Is it in the interests of justice that the person be joined as a party to the appeal?

  1. I am now required to consider whether it is in the interests of justice or the public interest to join Mr and Ms Koo. Ms Koo attests in her affidavit that because her property at 17 Milray Street will be affected in a particular way by the proposed development, that she and Mr Koo should be joined. However, as Preston CJ observed in Morrison Design Partnership Pty Ltd v North Sydney Council (2007) 159 LGERA 361; [2007] NSWLEC 802 (Morrison) at [50]-[53], that such an approach misunderstands the purpose of public consultation and public participation:

“50 To some extent, the application of the Owners Corporation misunderstands the purpose of public consultation and public participation. Meaningful community involvement can, of course, be beneficial in the development assessment process. It can provide members of the community with an understanding of what is happening in their area and how the proposed development may impact particularly on their interests; enable members of the community to participate by making submissions to the consent authority; inform the consent authority; and improve planning decisions.

51 Community consultation and public participation should not be viewed as being adversarial. The community and affected persons have no entitlement to be an adversary to the applicant for development consent in a contest as to whether or not development consent should be granted.

52 Community consultation and public participation under the Environmental Planning and Assessment Act are not intended to give the community or affected persons who object to development any entitlement to veto development. The planning scheme established by the Environmental Planning and Assessment Act vests in the relevant consent authority, and on an appeal this Court exercising the functions of the consent authority, the tasks of determining the matters of relevance to the development application; taking those matters into consideration as well as any submissions made in response to the consultation process; according weight to the matters as is considered appropriate; and reaching a merit determination.

53 A mere dissatisfaction with the merit outcome of a determination by a consent authority does not entitle a person who objected to be joined as a party so as to be able to continue arguing its particular submission.”

  1. It is my view that it is not necessary to join the applicants for joinder in the interests of justice. As set out in Morrison at [49]:

  1. They have been given numerous and meaningful opportunities to be heard through the process of consultation and consideration by the Council;

  2. They and the expert engaged by them have had many opportunities to express their concerns as to each of the issues they now wish to raise;

  3. There is no suggestion that they have not had adequate opportunity;

  4. There will be further opportunity for them to participate (without joinder) in the hearing including any application for consent orders.

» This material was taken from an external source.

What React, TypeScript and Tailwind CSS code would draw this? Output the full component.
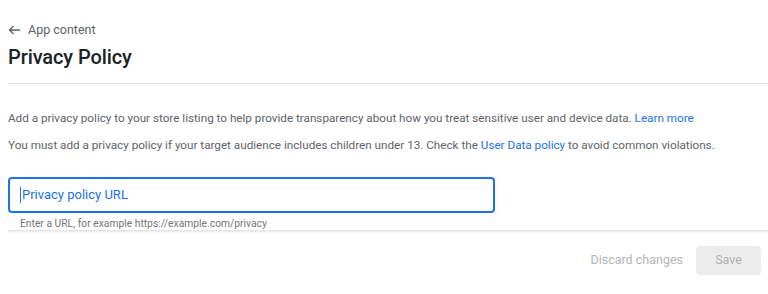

It is not in the public interest that the person be joined as a party to the appeal

  1. Ms Koo refers to the public interest in her affidavit at paragraph 15 and Contention 8 in Council’s Statement of Facts and Contentions squarely raises the public interest as a reason for refusal, including “having regard to the matters raised in submissions that have been received by Council”.

  2. It is my view that the issues which the applicants for joinder wish to raise have been adequately canvassed and will continue to be addressed at any hearing by consideration of the Council documents that will inevitably be tendered as the practice of the Court. I do not consider this a case where the Court would be deprived of meaningful assistance if the applicants for joinder were not joined.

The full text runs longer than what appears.